Prep Time 15 minutes
Cook Time 30 minutes
Total Time 45 minutes
Servings: 4 servings

Ingredients
  

  • 2 cups fresh or frozen raspberries
  • 3–5 tablespoons keto sweetener (erythritol, allulose, or monk fruit blend), to taste
  • 2 tablespoons water (add 1–2 more if needed)
  • 1 teaspoon lemon juice (optional but brightens the flavor)
  • 1/4 teaspoon pure vanilla extract (optional for warmth)
  • Pinch of sea salt
  • Optional thickener: 1/8 teaspoon xanthan gum, lightly sprinkled

Method
 

  1. Combine ingredients: Add raspberries, water, sweetener, lemon juice, vanilla, and salt to a small saucepan.
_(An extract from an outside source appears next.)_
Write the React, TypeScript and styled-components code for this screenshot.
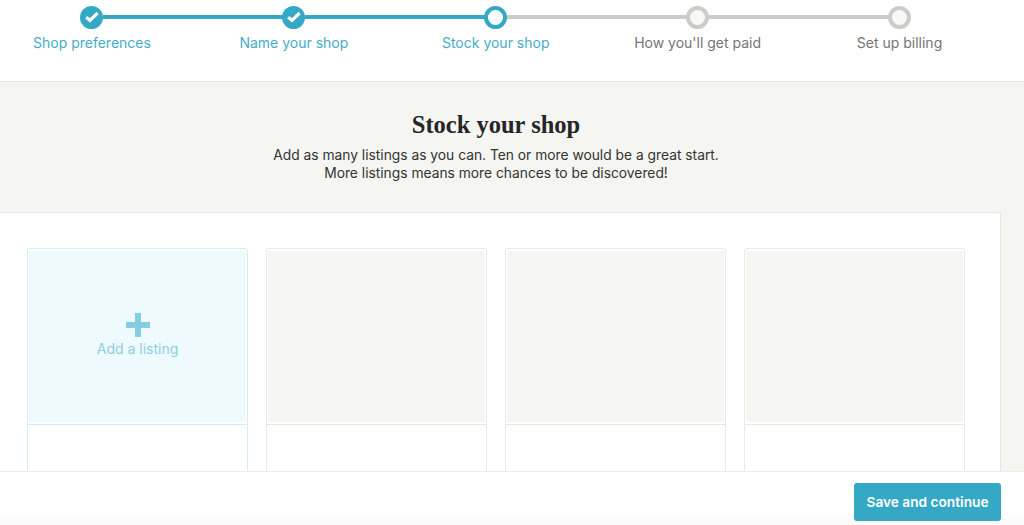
import React from 'react';
import styled, { createGlobalStyle } from 'styled-components';

const TEAL = '#34a8c4';
const GREY = '#cbcbc9';
const SANS = "Inter, 'Liberation Sans', sans-serif";

const steps = [
  { label: 'Shop preferences', state: 'done' },
  { label: 'Name your shop', state: 'done' },
  { label: 'Stock your shop', state: 'current' },
  { label: "How you'll get paid", state: 'todo' },
  { label: 'Set up billing', state: 'todo' }
];

type StepState = 'done' | 'current' | 'todo';

const App = () => (
  <Page>
    <GlobalStyle />
    <Header>
      <Stepper>
        {steps.map((step, i) => (
          <Step key={step.label}>
            <Track>
              <Segment
                blank={i === 0}
                active={step.state !== 'todo'}
              />
              <Dot state={step.state as StepState}>
                {step.state === 'done' && (
                  <svg width="16" height="14" viewBox="0 0 16 14">
                    <polyline
                      points="2.2,7.2 6,10.4 13.6,3"
                      fill="none"
                      stroke="#fff"
                      strokeWidth="3.2"
                    />
                  </svg>
                )}
              </Dot>
              <Segment
                blank={i === steps.length - 1}
                active={step.state === 'done'}
              />
            </Track>
            <StepLabel active={step.state !== 'todo'}>{step.label}</StepLabel>
          </Step>
        ))}
      </Stepper>
    </Header>

    <Main>
      <Intro>
        <Title>Stock your shop</Title>
        <Lead>
          Add as many listings as you can. Ten or more would be a great start.
          <br />
          More listings means more chances to be discovered!
        </Lead>
      </Intro>
      <Panel>
        <AddCard>
          <AddFrame>
            <AddThumb>
              <svg width="24" height="24" viewBox="0 0 24 24">
                <path d="M9 0h6v9h9v6h-9v9H9v-9H0V9h9z" fill="#85cde0" />
              </svg>
              <AddLabel>Add a listing</AddLabel>
            </AddThumb>
          </AddFrame>
        </AddCard>
        <Card>
          <ThumbFrame>
            <Thumb />
          </ThumbFrame>
        </Card>
        <Card>
          <ThumbFrame>
            <Thumb />
          </ThumbFrame>
        </Card>
        <Card>
          <ThumbFrame>
            <Thumb />
          </ThumbFrame>
        </Card>
      </Panel>
    </Main>

    <Footer>
      <SaveButton>Save and continue</SaveButton>
    </Footer>
  </Page>
);

export default App;

const GlobalStyle = createGlobalStyle`
  html, body {
    margin: 0;
    padding: 0;
    background: #fff;
  }
`;

const Page = styled.div`
  display: flex;
  flex-direction: column;
  width: 1024px;
  height: 525px;
  overflow: hidden;
  font-family: ${SANS};
`;

const Header = styled.header`
  flex: none;
  height: 82px;
  padding-top: 6px;
  box-sizing: border-box;
  border-bottom: 1px solid #e6e6e3;
  background: #fff;
`;

const Stepper = styled.div`
  display: grid;
  grid-template-columns: repeat(5, 201.9px);
  margin-left: -9px;
`;

const Step = styled.div`
  display: flex;
  flex-direction: column;
  align-items: center;
`;

const Track = styled.div`
  display: flex;
  align-items: center;
  width: 100%;
  height: 22px;
`;

const Segment = styled.div<{ blank?: boolean; active: boolean }>`
  flex: 1;
  height: 4px;
  background: ${({ active, blank }) =>
    blank ? 'transparent' : active ? TEAL : GREY};
`;

const Dot = styled.div<{ state: StepState }>`
  display: flex;
  align-items: center;
  justify-content: center;
  flex: none;
  width: 23px;
  height: 23px;
  margin: 0 -0.5px;
  box-sizing: border-box;
  border-radius: 50%;
  border: ${({ state }) => (state === 'done' ? 0 : 4)}px solid
    ${({ state }) => (state === 'todo' ? GREY : TEAL)};
  background: ${({ state }) =>
    state === 'done' ? TEAL : state === 'todo' ? '#f8f8f5' : '#fff'};
`;

const StepLabel = styled.span<{ active: boolean }>`
  margin-top: 6px;
  font-size: 14px;
  line-height: 18px;
  color: ${({ active }) => (active ? '#43aec9' : '#757575')};
`;

const Main = styled.main`
  flex: 1;
  min-height: 0;
  overflow: hidden;
  background: #f5f5f1;
`;

const Intro = styled.section`
  width: 992px;
  height: 130px;
  box-sizing: border-box;
  padding-top: 27px;
  text-align: center;
`;

const Title = styled.h1`
  margin: 0;
  font-family: 'Liberation Serif', serif;
  font-size: 24.5px;
  line-height: 32px;
  font-weight: 700;
  color: #262626;
`;

const Lead = styled.p`
  margin: 5px 0 0;
  font-size: 13.8px;
  line-height: 18px;
  color: #333;
`;

const Panel = styled.section`
  display: flex;
  gap: 18px;
  width: 1001px;
  height: 400px;
  box-sizing: border-box;
  padding: 35px 0 0 27px;
  background: #fff;
  border: 1px solid #e6e6e3;
  border-left: none;
  border-radius: 0 3px 0 0;
`;

const Card = styled.div`
  width: 221px;
  height: 240px;
  box-sizing: border-box;
  border: 1px solid #e8e8e5;
  border-radius: 3px;
`;

const AddCard = styled(Card)`
  border-color: #d0ecf5;
`;

const ThumbFrame = styled.div`
  padding: 2px 1px;
  border-bottom: 1px solid #e8e8e5;
`;

const AddFrame = styled(ThumbFrame)`
  border-bottom-color: #d0ecf5;
`;

const Thumb = styled.div`
  height: 171px;
  background: #f5f5f1;
`;

const AddThumb = styled(Thumb)`
  display: flex;
  flex-direction: column;
  align-items: center;
  padding-top: 62px;
  box-sizing: border-box;
  background: #eefafd;
`;

const AddLabel = styled.span`
  margin-top: 3px;
  font-size: 14px;
  line-height: 18px;
  color: #8ad0e2;
`;

const Footer = styled.footer`
  display: flex;
  flex: none;
  align-items: flex-start;
  justify-content: flex-end;
  height: 54px;
  box-sizing: border-box;
  padding: 11px 23px 0 0;
  border-top: 1px solid #ececea;
  background: linear-gradient(#fff 76%, #fbfbfb 90%);
`;

const SaveButton = styled.button`
  width: 147px;
  height: 38px;
  padding: 0;
  border: none;
  border-radius: 3px;
  background: ${TEAL};
  color: #fff;
  font-family: ${SANS};
  font-size: 13.7px;
  font-weight: 600;
`;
If using frozen berries, no need to thaw.
  2. Heat gently: Place over medium heat and cook for 4–6 minutes, stirring occasionally, until the berries break down and release their juices.
  3. Taste and adjust: Check sweetness. Add more sweetener 1 tablespoon at a time until it suits your taste. The sauce should be tangy-sweet.
  4. Thicken (two options): Reduce: Continue simmering 2–4 minutes to thicken naturally.
  5. Xanthan gum: Reduce heat to low and lightly sprinkle xanthan gum over the surface while whisking. Start with 1/8 teaspoon; it thickens as it cools.
  6. Choose your texture: For a rustic sauce, leave as is. For a smooth, seedless finish, press the warm sauce through a fine mesh strainer into a bowl.
  7. Cool: Let the sauce cool for 10–15 minutes. It will thicken further. Serve warm or transfer to a jar and refrigerate.